On Syria he said the regime of Bashar Al-Assad must come to an end. But regime change has been American policy for at least a year. And whenever it has been brought to the council it has been vetoed by Russia and China. More than any other issue it's that split which has allowed the Syrian regime to act with impunity against its own people.

The human toll of the division was given flesh in the first report to the Security Council on 24 September by Lakhdar Brahimi, who replaced Kofi Annan as the UN's envoy to Syria. With 20,000 killed by the conflict, 1.5 million displaced and 280,000 refugees in neighbouring countries, "the situation in Syria is dire and getting worse by the day," he said. "There is a stalemate."

Stalemate is a good description of the Palestinian-Israeli conflict.
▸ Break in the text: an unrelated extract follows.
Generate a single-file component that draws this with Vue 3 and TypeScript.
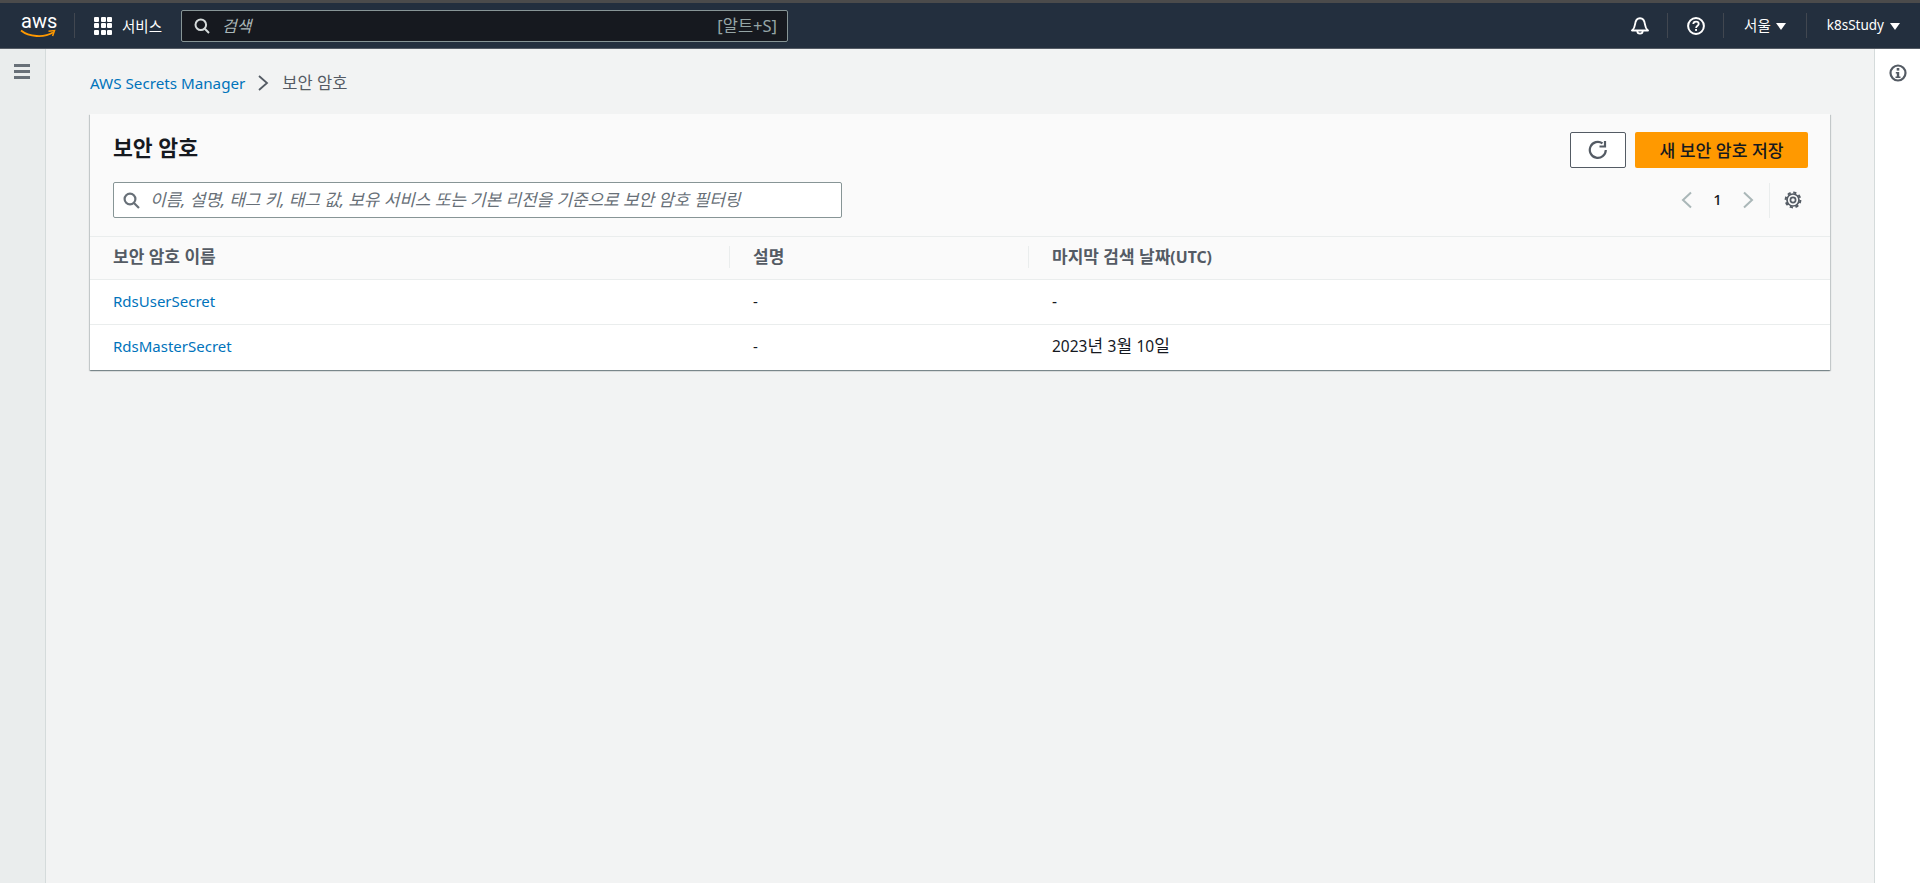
<script setup lang="ts">
interface Part { t: string; ko: boolean }
interface Row { name: string; desc: string; date: Part[] }
const rows: Row[] = [
  { name: 'RdsUserSecret', desc: '-', date: [{ t: '-', ko: false }] },
  {
    name: 'RdsMasterSecret',
    desc: '-',
    date: [
      { t: '2023', ko: false },
      { t: '년 ', ko: true },
      { t: '3', ko: false },
      { t: '월 ', ko: true },
      { t: '10', ko: false },
      { t: '일', ko: true },
    ],
  },
]
</script>

<template>
  <div class="page">
    <header class="nav">
      <div class="logo">
        <span class="logo-text">aws</span>
        <svg class="smile" width="36" height="10" viewBox="0 0 36 10">
          <path d="M1 1.500C9 8 24 9 33 3.500" fill="none" stroke="#f90" stroke-width="1.800" />
          <path d="M28.500 2.200L34.500 1.600L32.600 7" fill="none" stroke="#f90" stroke-width="1.500" />
        </svg>
      </div>
      <span class="nav-sep first"></span>
      <div class="services">
        <span class="grid-icon"><i v-for="n in 9" :key="n"></i></span>
        <span class="services-label">서비스</span>
      </div>
      <div class="global-search">
        <svg width="16" height="16" viewBox="0 0 16 16" class="gs-icon">
          <circle cx="6.800" cy="6.800" r="5.300" fill="none" stroke="#d5dbdb" stroke-width="2" />
          <path d="M10.800 10.800L15 15" stroke="#d5dbdb" stroke-width="2" fill="none" />
        </svg>
        <span class="gs-ph">검색</span>
        <span class="gs-key">[알트+S]</span>
      </div>
      <div class="nav-right">
        <svg class="bell" width="18" height="18" viewBox="0 0 18 18">
          <path d="M1 13.500H17C15 12 14.300 10 14 7.500C13.600 4 12 1.200 9 1.200C6 1.200 4.400 4 4 7.500C3.700 10 3 12 1 13.500Z" fill="none" stroke="#fff" stroke-width="1.900" stroke-linejoin="round" />
          <path d="M6.300 14A2.700 2.700 0 0 0 11.700 14" fill="none" stroke="#fff" stroke-width="1.800" />
        </svg>
        <span class="nav-sep"></span>
        <svg class="help" width="18" height="18" viewBox="0 0 18 18">
          <circle cx="9" cy="9" r="7.900" fill="none" stroke="#fff" stroke-width="2" />
          <path d="M6.300 7.100C6.300 5.500 7.500 4.600 9 4.600C10.600 4.600 11.700 5.600 11.700 6.900C11.700 8.700 9.100 8.900 9.100 11" fill="none" stroke="#fff" stroke-width="1.800" />
          <rect x="8.100" y="12" width="1.900" height="1.900" fill="#fff" />
        </svg>
        <span class="nav-sep"></span>
        <div class="menu region"><span class="menu-ko">서울</span><i class="caret"></i></div>
        <span class="nav-sep"></span>
        <div class="menu user"><span>k8sStudy</span><i class="caret"></i></div>
      </div>
    </header>

    <div class="body">
      <aside class="left">
        <span class="burger"><i></i><i></i><i></i></span>
      </aside>

      <main class="content">
        <nav class="crumbs">
          <a class="link">AWS Secrets Manager</a>
          <svg width="12" height="16" viewBox="0 0 12 16">
            <path d="M2 1L10 8L2 15" fill="none" stroke="#545b64" stroke-width="1.800" />
          </svg>
          <span class="crumb-cur">보안 암호</span>
        </nav>

        <section class="card">
          <div class="card-head">
            <div class="head-row">
              <h1>보안 암호</h1>
              <div class="actions">
                <button class="btn-refresh" type="button">
                  <svg width="20" height="20" viewBox="0 0 20 20">
                    <path d="M17.800 10A8 8 0 1 1 14.500 3.400" fill="none" stroke="#545b64" stroke-width="2.200" />
                    <path d="M17 1V6.500H11.500" fill="none" stroke="#545b64" stroke-width="2.200" />
                  </svg>
                </button>
                <button class="btn-primary" type="button">새 보안 암호 저장</button>
              </div>
            </div>
            <div class="tool-row">
              <div class="filter">
                <svg width="17" height="17" viewBox="0 0 17 17">
                  <circle cx="7" cy="7" r="5.400" fill="none" stroke="#687078" stroke-width="2.200" />
                  <path d="M11 11L16 16" stroke="#687078" stroke-width="2.200" fill="none" />
                </svg>
                <span class="filter-ph">이름, 설명, 태그 키, 태그 값, 보유 서비스 또는 기본 리전을 기준으로 보안 암호 필터링</span>
              </div>
              <div class="pager">
                <svg width="12" height="18" viewBox="0 0 12 18">
                  <path d="M10 1.500L2 9L10 16.500" fill="none" stroke="#aab7b8" stroke-width="2" />
                </svg>
                <span class="page-num">1</span>
                <svg width="12" height="18" viewBox="0 0 12 18">
                  <path d="M2 1.500L10 9L2 16.500" fill="none" stroke="#aab7b8" stroke-width="2" />
                </svg>
                <span class="pager-sep"></span>
                <svg width="18" height="18" viewBox="0 0 18 18">
                  <circle cx="9" cy="9" r="2.600" fill="none" stroke="#545b64" stroke-width="1.700" />
                  <circle cx="9" cy="9" r="6" fill="none" stroke="#545b64" stroke-width="1.700" />
                  <circle cx="9" cy="9" r="7.400" fill="none" stroke="#545b64" stroke-width="2" stroke-dasharray="3.200 2.612" />
                </svg>
              </div>
            </div>
          </div>

          <div class="t-row t-head">
            <div class="c c1 ko">보안 암호 이름</div>
            <div class="c c2 ko"><span class="th-sep"></span>설명</div>
            <div class="c c3"><span class="th-sep"></span><span class="ko">마지막 검색 날짜</span><span class="utc">(UTC)</span></div>
          </div>
          <div v-for="r in rows" :key="r.name" class="t-row t-body">
            <div class="c c1"><a class="link">{{ r.name }}</a></div>
            <div class="c c2">{{ r.desc }}</div>
            <div class="c c3">
              <span v-for="(p, i) in r.date" :key="i" :class="p.ko ? 'ko' : 'num'">{{ p.t }}</span>
            </div>
          </div>
        </section>
      </main>

      <aside class="right">
        <svg width="18" height="18" viewBox="0 0 18 18">
          <circle cx="9" cy="9" r="7.500" fill="none" stroke="#545b64" stroke-width="2.200" />
          <rect x="7.700" y="4" width="2.600" height="2.600" fill="#545b64" />
          <path d="M6.800 8H10.200V12.500H11.500V14H6.500V12.500H7.800V9.500H6.800Z" fill="#545b64" />
        </svg>
      </aside>
    </div>
  </div>
</template>

<style>
html, body { margin: 0; padding: 0; }
</style>

<style scoped>
.page {
  width: 1920px;
  height: 883px;
  overflow: hidden;
  display: flex;
  flex-direction: column;
  background: #f2f3f3;
  font-family: "Noto Sans", "Noto Sans CJK KR", sans-serif;
  font-size: 15px;
  line-height: 20px;
  color: #16191f;
}
.ko { font-size: 17px; }
.num { font-size: 15.500px; }
.utc { font-size: 15.800px; }
.nav {
  height: 45px;
  flex: none;
  display: flex;
  align-items: center;
  background: #232f3e;
  border-top: 3px solid #4b4b4b;
  border-bottom: 1px solid #545b64;
  padding-left: 20px;
  color: #fff;
}
.logo { width: 36px; height: 32px; position: relative; flex: none; }
.logo-text {
  position: absolute;
  left: 1px;
  top: -3px;
  font: 400 20px/28px Roboto, sans-serif;
  color: #fff;
}
.smile { position: absolute; left: 0; top: 19px; }
.nav-sep { width: 1px; height: 25px; background: #414750; flex: none; }
.nav-sep.first { margin-left: 18px; }
.services { display: flex; align-items: center; margin-left: 19px; gap: 10px; }
.grid-icon {
  width: 18px;
  height: 18px;
  display: grid;
  grid-template-columns: repeat(3, 5px);
  grid-auto-rows: 5px;
  gap: 1.500px;
}
.grid-icon i { background: #fff; border-radius: 1px; }
.services-label { font-size: 14.500px; line-height: 18px; }
.global-search {
  width: 607px;
  height: 32px;
  margin-left: 19px;
  box-sizing: border-box;
  border: 1px solid #879596;
  border-radius: 2px;
  background: #16191f;
  display: flex;
  align-items: center;
  padding: 0 10px 0 12px;
}
.gs-icon { flex: none; }
.gs-ph { margin-left: 12px; font-style: italic; color: #aab7b8; font-size: 16px; }
.gs-key { margin-left: auto; color: #95a5a6; font-size: 16.500px; }
.nav-right { margin-left: auto; display: flex; align-items: center; }
.bell { margin-right: 18px; }
.help { margin: 0 18px 0 19px; }
.menu {
  display: flex;
  align-items: center;
  font-size: 13.500px;
  line-height: 18px;
  padding: 0 20px;
  margin-top: -2px;
}
.region { gap: 5px; }
.user { gap: 6px; }
.menu-ko { font-size: 14.500px; }
.caret {
  width: 0;
  height: 0;
  border-left: 5px solid transparent;
  border-right: 5px solid transparent;
  border-top: 7px solid #fff;
  margin-top: 3px;
}
.body { flex: 1; display: flex; min-height: 0; }
.left {
  width: 45px;
  flex: none;
  background: #eaeded;
  border-right: 1px solid #d5dbdb;
  padding-top: 15px;
  display: flex;
  justify-content: center;
  align-items: flex-start;
}
.burger { display: flex; flex-direction: column; gap: 3.500px; width: 16px; margin-left: -1px; }
.burger i { height: 2.500px; background: #687078; }
.content { flex: 1; padding: 24px 44px 0 44px; min-width: 0; }
.crumbs { display: flex; align-items: center; height: 20px; }
.crumbs svg { margin: 0 13px 0 12px; }
.link { color: #0073bb; }
.crumbs .link { font-size: 15.200px; }
.crumb-cur { color: #545b64; font-size: 16.500px; }
.card {
  margin-top: 21px;
  background: #fff;
  box-shadow: 0 1px 1px 0 rgba(0, 28, 36, 0.3), 1px 1px 1px 0 rgba(0, 28, 36, 0.15), -1px 1px 1px 0 rgba(0, 28, 36, 0.15);
}
.card-head {
  background: #fafafa;
  padding: 18px 22px 0 23px;
  height: 123px;
  box-sizing: border-box;
  border-bottom: 1px solid #eaeded;
}
.head-row { display: flex; justify-content: space-between; align-items: flex-start; }
h1 { margin: 1px 0 0; font-size: 21.600px; font-weight: 700; line-height: 30px; }
.actions { display: flex; gap: 9px; }
.btn-refresh {
  width: 56px;
  height: 36px;
  box-sizing: border-box;
  background: #fff;
  border: 1px solid #545b64;
  border-radius: 2px;
  padding: 0;
  display: flex;
  align-items: center;
  justify-content: center;
}
.btn-primary {
  width: 173px;
  height: 36px;
  background: #ff9900;
  border: 0;
  border-radius: 2px;
  padding: 0 0 2px;
  font-family: inherit;
  font-size: 17.200px;
  font-weight: 500;
  color: #16191f;
}
.tool-row { display: flex; justify-content: space-between; align-items: center; margin-top: 14px; }
.filter {
  width: 729px;
  height: 36px;
  box-sizing: border-box;
  border: 1px solid #879596;
  border-radius: 2px;
  background: #fff;
  display: flex;
  align-items: center;
  padding-left: 9px;
}
.filter-ph { margin: -1px 0 0 10px; font-style: italic; color: #687078; font-size: 17px; letter-spacing: -0.100px; }
.pager { display: flex; align-items: center; height: 36px; margin-right: 6px; }
.page-num { margin: -2px 20px 0; font-weight: 500; width: 9px; text-align: center; }
.pager-sep { width: 1px; height: 35px; background: #eaeded; margin: 0 14px 0 15px; }
.t-row { display: grid; grid-template-columns: 639px 299px 1fr; align-items: center; }
.t-head {
  height: 43px;
  background: #fafafa;
  border-bottom: 1px solid #eaeded;
  box-sizing: border-box;
  color: #545b64;
  font-weight: 700;
}
.t-head .c { margin-top: -2px; }
.t-body { height: 45px; border-bottom: 1px solid #eaeded; box-sizing: border-box; }
.t-body .c { margin-top: -2px; }
.t-body:last-child .c { margin-top: -3px; }
.c { position: relative; }
.c1 { padding-left: 23px; }
.c2 { padding-left: 24px; }
.c3 { padding-left: 24px; }
.th-sep {
  position: absolute;
  left: 0;
  top: 50%;
  transform: translateY(-50%);
  width: 1px;
  height: 22px;
  background: #eaeded;
}
.t-body:last-child { border-bottom: 0; }
.right {
  width: 45px;
  flex: none;
  background: #fff;
  border-left: 1px solid #d5dbdb;
  padding-top: 15px;
  display: flex;
  justify-content: center;
  align-items: flex-start;
}
</style>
On this Obama's comments were worse than useless and clearly influenced by the proximity of the presidential election on 6 November. "Let us leave behind those who thrive on conflict and those who reject Israel's right to exist." The Palestine Liberation Organisation has recognised Israel since 1988. The issue today is whether Israel's colonisation of the West Bank has rendered obsolete Palestinians' hopes of ever living in an independent state of their own.

On 27 September Palestinian leader Mahmoud Abbas will probably declare the Palestinian Authority's intention to become a non-member observer state, where it could, in theory, join UN bodies like the International Criminal Court and prosecute Israel for its settlement policies in the occupied territories.
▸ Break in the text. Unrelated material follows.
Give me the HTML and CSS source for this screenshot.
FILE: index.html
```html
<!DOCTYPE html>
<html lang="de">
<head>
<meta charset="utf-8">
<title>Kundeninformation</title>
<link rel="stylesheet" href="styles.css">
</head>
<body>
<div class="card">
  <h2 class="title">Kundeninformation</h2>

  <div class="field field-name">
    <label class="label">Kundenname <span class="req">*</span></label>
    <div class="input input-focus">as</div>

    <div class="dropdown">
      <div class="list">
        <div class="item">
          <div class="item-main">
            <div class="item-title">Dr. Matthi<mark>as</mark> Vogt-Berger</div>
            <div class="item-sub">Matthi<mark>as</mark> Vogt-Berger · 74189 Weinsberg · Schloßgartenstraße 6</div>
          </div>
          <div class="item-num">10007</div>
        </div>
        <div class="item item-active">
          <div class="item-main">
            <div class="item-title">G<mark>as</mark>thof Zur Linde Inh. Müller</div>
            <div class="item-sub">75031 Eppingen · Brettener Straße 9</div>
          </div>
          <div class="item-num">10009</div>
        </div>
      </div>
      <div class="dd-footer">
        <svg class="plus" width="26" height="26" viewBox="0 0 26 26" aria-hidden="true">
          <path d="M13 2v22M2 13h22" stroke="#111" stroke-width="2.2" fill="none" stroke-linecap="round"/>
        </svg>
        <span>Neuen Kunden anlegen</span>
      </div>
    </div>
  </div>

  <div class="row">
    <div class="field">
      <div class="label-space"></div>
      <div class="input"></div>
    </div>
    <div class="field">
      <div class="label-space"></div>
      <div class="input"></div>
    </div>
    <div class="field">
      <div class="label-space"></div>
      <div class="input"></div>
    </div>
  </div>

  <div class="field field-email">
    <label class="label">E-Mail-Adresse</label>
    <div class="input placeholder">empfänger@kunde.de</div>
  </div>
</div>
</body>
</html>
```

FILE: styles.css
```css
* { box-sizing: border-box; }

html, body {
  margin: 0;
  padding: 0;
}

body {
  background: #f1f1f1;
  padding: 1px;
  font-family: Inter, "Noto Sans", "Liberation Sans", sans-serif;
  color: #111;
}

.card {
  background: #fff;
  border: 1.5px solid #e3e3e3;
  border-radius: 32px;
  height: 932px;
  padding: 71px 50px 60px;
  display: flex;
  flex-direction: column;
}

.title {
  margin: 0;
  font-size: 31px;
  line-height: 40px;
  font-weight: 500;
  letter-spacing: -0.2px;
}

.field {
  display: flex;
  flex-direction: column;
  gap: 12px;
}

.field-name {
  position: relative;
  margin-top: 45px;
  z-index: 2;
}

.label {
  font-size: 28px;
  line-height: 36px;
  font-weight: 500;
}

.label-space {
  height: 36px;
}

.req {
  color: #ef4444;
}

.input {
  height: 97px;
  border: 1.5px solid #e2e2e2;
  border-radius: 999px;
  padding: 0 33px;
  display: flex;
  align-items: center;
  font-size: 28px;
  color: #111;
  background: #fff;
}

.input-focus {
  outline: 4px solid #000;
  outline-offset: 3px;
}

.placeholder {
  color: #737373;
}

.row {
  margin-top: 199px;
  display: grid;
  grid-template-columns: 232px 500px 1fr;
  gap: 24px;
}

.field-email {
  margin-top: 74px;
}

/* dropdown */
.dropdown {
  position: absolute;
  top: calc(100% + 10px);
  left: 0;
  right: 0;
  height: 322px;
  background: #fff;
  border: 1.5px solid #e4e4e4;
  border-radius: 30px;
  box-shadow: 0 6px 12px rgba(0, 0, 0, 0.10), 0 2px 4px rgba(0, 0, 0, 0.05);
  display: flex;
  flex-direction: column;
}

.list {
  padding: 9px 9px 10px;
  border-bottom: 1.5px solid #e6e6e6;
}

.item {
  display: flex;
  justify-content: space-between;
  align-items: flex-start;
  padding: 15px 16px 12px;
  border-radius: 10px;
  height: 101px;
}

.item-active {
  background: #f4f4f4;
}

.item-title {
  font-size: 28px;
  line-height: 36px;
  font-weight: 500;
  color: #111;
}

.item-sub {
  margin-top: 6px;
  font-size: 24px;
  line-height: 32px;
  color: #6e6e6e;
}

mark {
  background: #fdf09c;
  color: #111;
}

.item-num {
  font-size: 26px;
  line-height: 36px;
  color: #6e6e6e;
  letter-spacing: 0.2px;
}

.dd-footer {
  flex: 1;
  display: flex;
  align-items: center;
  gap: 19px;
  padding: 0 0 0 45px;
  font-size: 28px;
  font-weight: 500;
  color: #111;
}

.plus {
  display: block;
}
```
The US has opposed the bid, and Abbas has reportedly promised not to submit it until after the US election. In any case the Palestinians are not interested. Last year there was genuine support for the PA's becoming a full member state of the UN. This year Palestinians are not protesting against the occupation but about the PA's failure to pay salaries.

The main reason for the PA's chronic indebtedness is Israeli restrictions on Palestinian investment and development, especially in that 61 per cent of the West Bank which is supposed to be transferred to the PA but remains under Israeli control. Without this land -- says the World Bank -- the PA is not viable as an entity, let alone a state.

Obama gave more time to Iran. He repeated he wanted to resolve the dispute over its nuclear programme diplomatically. He also said it was the right of nations to access peaceful nuclear power.

But "a nuclear armed Iran is not a challenge that can be contained," and not only because of the threat it may pose to Israel. A nuclear armed Iran would trigger a regional arms race, break up the nuclear proliferation treaty and destabilise the global economy, said Obama.

In the last year the US president has made this the international consensus, with not only the US but also the EU imposing sanctions on Iran over and above those put in place by the UN. There is only one significant dissident.

Having made a united international front against Iran a central goal of Israeli diplomacy, Prime Minister Binyamin Netanyahu now seems to be putting it at risk. He's demanded that Obama draw a clear red line on Iran's nuclear programme and vow military action should it be breached. He has taken this message to the US voter, appearing on several American TV channels, in effect intervening in the US election campaign.

It cut no slack. The policy Obama enunciated on Iran in his UN speech is sharper but essentially the same as that advocated for the last year. There were no red lines.

What does Netanyahu want? Some say he is upping the ante on Iran to extract other concessions from the Americans. Others fear he is trying to inveigle the US into a war it will fight on Israel's behalf.

Yet the risk of miscalculation is enormous. Israel and Iran are countries that deal with stereotypes of each other. Israel is convinced Iran wants the bomb. The US is convinced that Iran has yet to take the decision. And Iran is convinced that the real goal of Israel and probably the US is regime change. In such a climate one spark could ignite a fire.

This is perhaps the reason that as Obama leaves the UN for his election campaign perhaps the biggest headache he faces is not America's various adversaries in the Middle East -- but its closest ally.